■ **Goal of the exercise**
Scan the data below and pick out the lines containing the word "styled".
□ □ □ □
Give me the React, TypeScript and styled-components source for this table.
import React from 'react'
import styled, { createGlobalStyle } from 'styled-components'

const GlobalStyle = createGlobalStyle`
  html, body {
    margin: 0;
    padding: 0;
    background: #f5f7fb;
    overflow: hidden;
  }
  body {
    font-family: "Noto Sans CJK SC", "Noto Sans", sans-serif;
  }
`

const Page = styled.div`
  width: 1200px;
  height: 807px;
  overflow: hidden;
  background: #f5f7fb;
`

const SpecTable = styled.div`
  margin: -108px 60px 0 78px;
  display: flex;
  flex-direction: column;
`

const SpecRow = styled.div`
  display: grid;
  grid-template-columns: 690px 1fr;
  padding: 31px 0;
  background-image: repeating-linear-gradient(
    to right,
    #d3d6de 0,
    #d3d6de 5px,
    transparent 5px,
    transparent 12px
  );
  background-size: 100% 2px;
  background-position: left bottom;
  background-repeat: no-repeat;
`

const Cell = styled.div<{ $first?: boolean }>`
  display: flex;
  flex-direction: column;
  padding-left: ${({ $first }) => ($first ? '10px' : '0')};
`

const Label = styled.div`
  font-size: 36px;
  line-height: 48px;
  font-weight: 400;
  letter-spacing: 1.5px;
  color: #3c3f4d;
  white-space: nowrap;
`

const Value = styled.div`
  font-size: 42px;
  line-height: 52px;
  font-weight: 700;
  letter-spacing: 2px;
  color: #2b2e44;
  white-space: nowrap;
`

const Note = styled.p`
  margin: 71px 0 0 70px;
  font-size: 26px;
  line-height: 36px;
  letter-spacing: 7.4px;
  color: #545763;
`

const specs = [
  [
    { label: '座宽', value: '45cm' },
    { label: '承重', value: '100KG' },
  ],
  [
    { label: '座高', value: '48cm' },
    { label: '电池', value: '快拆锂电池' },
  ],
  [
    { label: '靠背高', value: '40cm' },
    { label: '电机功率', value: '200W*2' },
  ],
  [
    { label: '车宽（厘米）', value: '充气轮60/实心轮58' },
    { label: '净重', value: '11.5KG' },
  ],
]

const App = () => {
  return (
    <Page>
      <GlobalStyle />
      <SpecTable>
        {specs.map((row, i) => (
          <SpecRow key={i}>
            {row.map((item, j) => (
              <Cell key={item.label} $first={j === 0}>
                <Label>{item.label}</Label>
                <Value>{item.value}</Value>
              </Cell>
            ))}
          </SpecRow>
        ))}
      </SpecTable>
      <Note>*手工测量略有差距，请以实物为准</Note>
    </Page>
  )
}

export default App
□ □ □ □
■ **Completed task**
Give me the React, TypeScript and styled-components source for this table.
import styled, { createGlobalStyle } from 'styled-components'
const Page = styled.div`
const SpecTable = styled.div`
const SpecRow = styled.div`
const Cell = styled.div<{ $first?: boolean }>`
const Label = styled.div`
const Value = styled.div`
const Note = styled.p`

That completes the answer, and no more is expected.